Full documentation at /docs/api#auto-routing.

2026-03-24 feature

Try page — interactive playground in the browser

New /try page: send requests to the router directly from your browser, authenticated with your session. Usage is billed to your credit balance at standard rates. Useful for testing routing decisions without writing code.

2026-03-23 feature

Free models via Groq and Cerebras

Added Groq and Cerebras as providers. Models on these platforms (including Llama 3.3 70B and Llama 3.1 8B) are available at no cost — the router covers provider costs. Paid credits are only required for models on Anthropic, OpenAI, Google, and AWS Bedrock.

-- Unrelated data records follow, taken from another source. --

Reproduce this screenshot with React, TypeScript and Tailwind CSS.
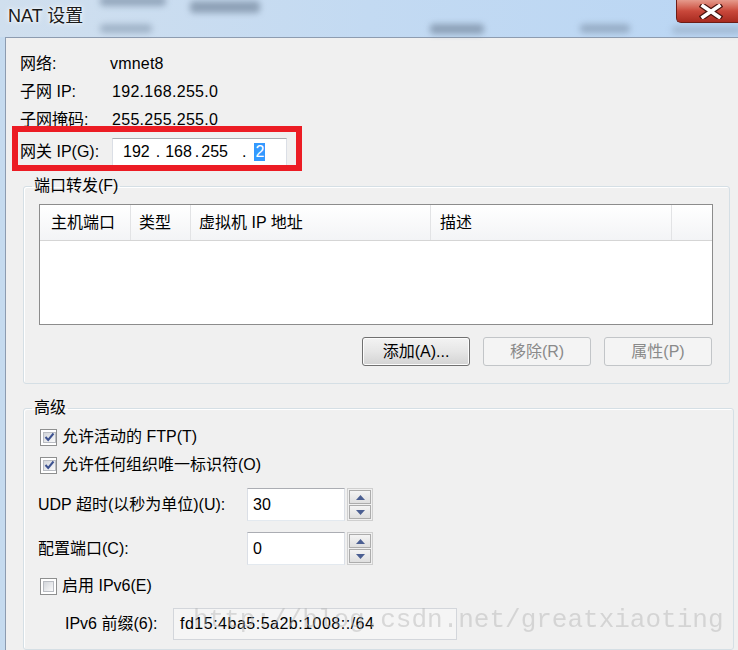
import React from 'react';

const FONT = "font-['Liberation_Sans','Noto_Sans_CJK_SC',sans-serif]";

function CheckBox({ checked }: { checked: boolean }) {
    return (
        <span className="w-[17px] h-[17px] border border-[#8e8f8f] bg-white p-[2px] flex shrink-0">
            <span className="flex-1 border border-[#b9bcc2] bg-gradient-to-br from-[#d3d6db] to-[#fafafa] flex items-center justify-center">
                {checked && (
                    <svg width="11" height="10" viewBox="0 0 11 10">
                        <path d="M1.5 5 L4.2 8 L9.5 1.5" fill="none" stroke="#3d5290" strokeWidth="2" />
                    </svg>
                )}
            </span>
        </span>
    );
}

function Spinner() {
    return (
        <div className="ml-[2px] w-[26px] h-[33px] border border-[#cfcfcf] p-[1px] flex flex-col gap-[1px] bg-[#f0f0f0]">
            <div className="flex-1 border border-[#acacac] bg-gradient-to-b from-[#f4f4f4] to-[#dfdfdf] flex items-center justify-center">
                <svg width="9" height="5" viewBox="0 0 9 5">
                    <path d="M0 5 L4.5 0 L9 5 Z" fill="#4b5f92" />
                </svg>
            </div>
            <div className="flex-1 border border-[#acacac] bg-gradient-to-b from-[#f4f4f4] to-[#dfdfdf] flex items-center justify-center">
                <svg width="9" height="5" viewBox="0 0 9 5">
                    <path d="M0 0 L4.5 5 L9 0 Z" fill="#4b5f92" />
                </svg>
            </div>
        </div>
    );
}

function Button({ label, disabled }: { label: string; disabled?: boolean }) {
    return (
        <div
            className={
                disabled
                    ? 'w-[108px] h-[29px] rounded-[3px] border border-[#c2c5c8] bg-[#f4f4f4] text-[#8a8a8a] flex items-center justify-center'
                    : 'w-[108px] h-[29px] rounded-[3px] border border-[#707070] bg-gradient-to-b from-[#f3f3f3] via-[#e6e6e6] to-[#d3d3d3] shadow-[inset_0_0_0_1px_#fcfcfc] flex items-center justify-center'
            }
        >
            {label}
        </div>
    );
}

export default function App() {
    return (
        <div className={`relative w-[738px] h-[650px] overflow-hidden bg-[#c6dbef] text-[16px] leading-[20px] text-black ${FONT} flex flex-col`}>
            {/* Title bar */}
            <div className="relative h-[37px] shrink-0 bg-gradient-to-r from-[#d0dfee] via-[#c3daf2] to-[#bad6f4] flex items-start">
                <div className="absolute left-[100px] top-[-4px] w-[66px] h-[10px] rounded bg-[#7d91a8] blur-[3px] opacity-70" />
                <div className="absolute left-[190px] top-[1px] w-[70px] h-[12px] rounded bg-[#76899f] blur-[3px] opacity-70" />
                <div className="absolute left-[100px] top-[24px] w-[52px] h-[9px] rounded bg-[#8498ae] blur-[3px] opacity-60" />
                <div className="absolute left-[430px] top-[24px] w-[54px] h-[10px] rounded bg-[#76899f] blur-[3px] opacity-70" />
                <div className="absolute left-[580px] top-[24px] w-[50px] h-[9px] rounded bg-[#7d91a8] blur-[3px] opacity-60" />
                <div className="absolute left-[672px] top-[26px] w-[70px] h-[8px] rounded bg-[#8c9fb5] blur-[3px] opacity-50" />
                <div className="relative ml-[8px] mt-[5px] text-[18px] leading-[22px] text-[#1a1a1a] [text-shadow:0_0_6px_#ffffff,0_0_3px_#ffffff]">
                    NAT 设置
                </div>
                <div className="relative ml-auto w-[62px] h-[23px] rounded-bl-[5px] border-l border-b border-[#6e1d16] bg-gradient-to-b from-[#e59a8c] via-[#c9483b] to-[#a82a1f] flex items-center pl-[22px]">
                    <svg width="24" height="15" viewBox="0 0 24 15">
                        <path d="M4 2 L20 13 M20 2 L4 13" stroke="#4a1510" strokeWidth="6" strokeLinecap="square" />
                        <path d="M4 2 L20 13 M20 2 L4 13" stroke="#ffffff" strokeWidth="3.6" strokeLinecap="square" />
                    </svg>
                </div>
            </div>

            {/* Window body */}
            <div className="ml-[5px] w-[740px] flex-1 border-l border-t border-[#8d9cb0] bg-[#f0f0f0] flex flex-col">
                <div className="pl-[14px] pt-[12px]">
                    <div className="h-[28px] flex items-center">
                        <span className="w-[90px]">网络:</span>
                        <span className="tracking-[0.2px]">vmnet8</span>
                    </div>
                    <div className="h-[28px] flex items-center">
                        <span className="w-[92px]">子网 IP:</span>
                        <span className="tracking-[0.3px]">192.168.255.0</span>
                    </div>
                    <div className="h-[28px] flex items-center">
                        <span className="w-[92px]">子网掩码:</span>
                        <span className="tracking-[0.3px]">255.255.255.0</span>
                    </div>
                    <div className="relative mt-[3px] h-[30px] flex items-center">
                        <span className="w-[92px]">网关 IP(G):</span>
                        <div className="w-[175px] h-[29px] border border-[#abadb3] border-x-[#dbdfe6] border-b-[#e3e9ef] bg-white flex items-center pl-[10px]">
                            <span>192</span>
                            <span className="ml-[6px]">.</span>
                            <span className="ml-[5px]">168</span>
                            <span className="ml-[3px]">.</span>
                            <span className="ml-[2px]">255</span>
                            <span className="ml-[14px]">.</span>
                            <span className="ml-[8px] h-[18px] px-[1px] bg-[#3399ff] text-white leading-[18px]">2</span>
                        </div>
                        {/* red annotation */}
                        <div className="absolute left-[-8px] top-[-11px] w-[290px] h-[45px] border-[6px] border-[#ec1c24]" />
                    </div>
                </div>

                {/* Port forwarding */}
                <fieldset className="ml-[17px] mt-[9px] w-[707px] border border-[#d5dfe5] rounded-[3px] shadow-[inset_1px_1px_0_#ffffff] pl-[15px] pr-[16px] pt-[8px] pb-[17px]">
                    <legend className="ml-[-7px] px-[2px] leading-[20px]">端口转发(F)</legend>
                    <div className="w-[674px] h-[121px] border border-[#8c8c8c] bg-white">
                        <div className="h-[36px] flex border-b border-[#d5d5d5] bg-gradient-to-b from-[#ffffff] to-[#f3f4f6]">
                            <div className="w-[91px] pl-[11px] flex items-center border-r border-[#e2e3e5]">主机端口</div>
                            <div className="w-[60px] pl-[8px] flex items-center border-r border-[#e2e3e5]">类型</div>
                            <div className="w-[240px] pl-[8px] flex items-center border-r border-[#e2e3e5]">虚拟机 IP 地址</div>
                            <div className="w-[241px] pl-[9px] flex items-center border-r border-[#e2e3e5]">描述</div>
                            <div className="flex-1" />
                        </div>
                    </div>
                    <div className="mt-[12px] flex justify-end gap-[13px] pr-[1px]">
                        <Button label="添加(A)..." />
                        <Button label="移除(R)" disabled />
                        <Button label="属性(P)" disabled />
                    </div>
                </fieldset>

                {/* Advanced */}
                <fieldset className="ml-[17px] mt-[14px] w-[711px] flex-1 border border-[#d5dfe5] rounded-[3px] shadow-[inset_1px_1px_0_#ffffff] pl-[14px] pt-[5px]">
                    <legend className="ml-[-6px] px-[2px] leading-[20px]">高级</legend>
                    <div className="h-[28px] flex items-center gap-[5px] pl-[2px]">
                        <CheckBox checked />
                        <span>允许活动的 FTP(T)</span>
                    </div>
                    <div className="h-[28px] flex items-center gap-[5px] pl-[2px]">
                        <CheckBox checked />
                        <span>允许任何组织唯一标识符(O)</span>
                    </div>
                    <div className="mt-[9px] h-[33px] flex items-center">
                        <span className="w-[209px]">UDP 超时(以秒为单位)(U):</span>
                        <div className="w-[98px] h-[33px] border border-[#abadb3] border-x-[#dbdfe6] border-b-[#e3e9ef] bg-white flex items-center pl-[5px]">30</div>
                        <Spinner />
                    </div>
                    <div className="mt-[11px] h-[33px] flex items-center">
                        <span className="w-[209px]">配置端口(C):</span>
                        <div className="w-[98px] h-[33px] border border-[#abadb3] border-x-[#dbdfe6] border-b-[#e3e9ef] bg-white flex items-center pl-[5px]">0</div>
                        <Spinner />
                    </div>
                    <div className="mt-[7px] h-[28px] flex items-center gap-[5px] pl-[2px]">
                        <CheckBox checked={false} />
                        <span>启用 IPv6(E)</span>
                    </div>
                    <div className="mt-[8px] h-[32px] flex items-center pl-[27px]">
                        <span className="w-[108px]">IPv6 前缀(6):</span>
                        <div className="w-[284px] h-[32px] border border-[#d3d6db] bg-[#f5f5f5] flex items-center pl-[6px] tracking-[0.5px]">
                            fd15:4ba5:5a2b:1008::/64
                        </div>
                    </div>
                </fieldset>
            </div>

            {/* watermark */}
            <div className="pointer-events-none absolute left-[193px] top-[605px] font-['Liberation_Mono',monospace] text-[26px] leading-[30px] text-[#b4b4b4] opacity-45 whitespace-nowrap">
                http://blog.csdn.net/greatxiaoting
            </div>
        </div>
    );
}
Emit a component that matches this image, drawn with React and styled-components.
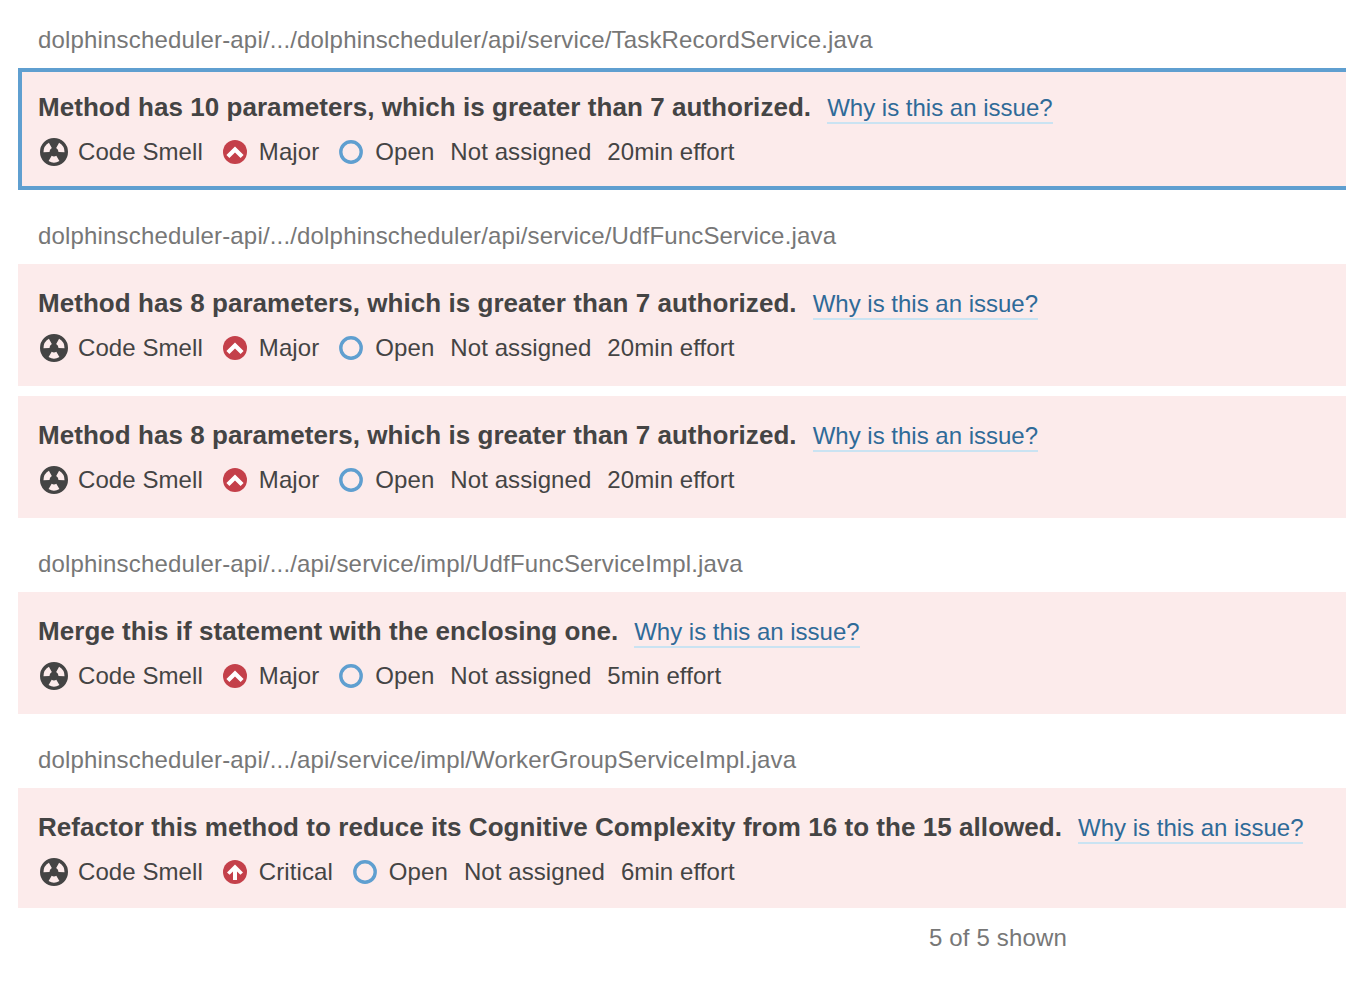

The economy tier now routes exclusively to free models by default.

2026-03-23 fix

Removed tier from API key creation

API keys no longer have a tier. The tier is specified per-request via the model parameter. This simplifies key management — one key works across all tiers and all endpoints.

2026-03-19 feature

Activation improvements — key reveal, curl example, first-call nudge

Several small improvements to reduce the activation gap:

New API keys are revealed in full on creation (with a copy button) before being masked
A curl example using the new key is shown inline
A banner nudges users who have a key but haven't made their first call
Welcome email content updated — arrives 1 hour after signup with clearer next steps

2026-03-16 feature

Claude models updated to 1M token context window

claude-sonnet-4-6 and claude-opus-4-6 context windows updated to 1,048,576 tokens (1M) following Anthropic GA announcement on March 13 2026.

2026-03-16 feature

Added Vertex AI and Nemotron 3 Nano models

Vertex AI provider adapter added (Google's managed API endpoint, separate from the direct Gemini API). Nemotron 3 Nano 8B and 51B models added via AWS Bedrock.

2026-03-15 feature

OpenTelemetry observability — per-user OTLP export

Users can configure an OTLP endpoint in their profile to receive request telemetry (latency, token counts, routing decisions, provider used) as OpenTelemetry spans. Every response includes an X-Request-Id header for correlation.

2026-03-13 feature

Embeddings endpoint — /v1/embeddings

Added /v1/embeddings with embed-small and embed-large tier aliases. Backed by Amazon Titan Embed Text v2. Supports batch input and returns normalized vectors.

2026-03-13 feature

Coding preference — prefer:coding routing hint

Added prefer: "coding" as a routing hint. Routes to models with strong code benchmark scores within the selected tier.

2026-03-03 feature

Rate limiting — per-key token bucket

Token bucket rate limiter applied per API key. Limits are tier-based and visible in response headers (X-RateLimit-*). Concurrent overdraft prevention via atomic credit reservation.

2026-03-03 feature

Passwordless auth — email code login

Authentication switched to passwordless email codes. Enter your email, receive a 6-digit code, done. No passwords to manage or forget.

2026-03-03 feature

User accounts and API key management

Account system launched: sign up, manage API keys, view usage history, and add payment methods — all from /profile.

2026-03-02 feature

Stripe billing — credit top-ups

Credit-based billing via Stripe. Add credits to your account and they are deducted at cost as you make requests. A 4% platform fee (minimum $0.80) applies to each top-up.

2026-03-01 feature

Public launch — model routing API

Initial release. One endpoint (/v1/chat/completions), OpenAI-compatible, routes across Anthropic, OpenAI, and Google Gemini. Circuit-breaker failover, streaming support, cost-based tier selection.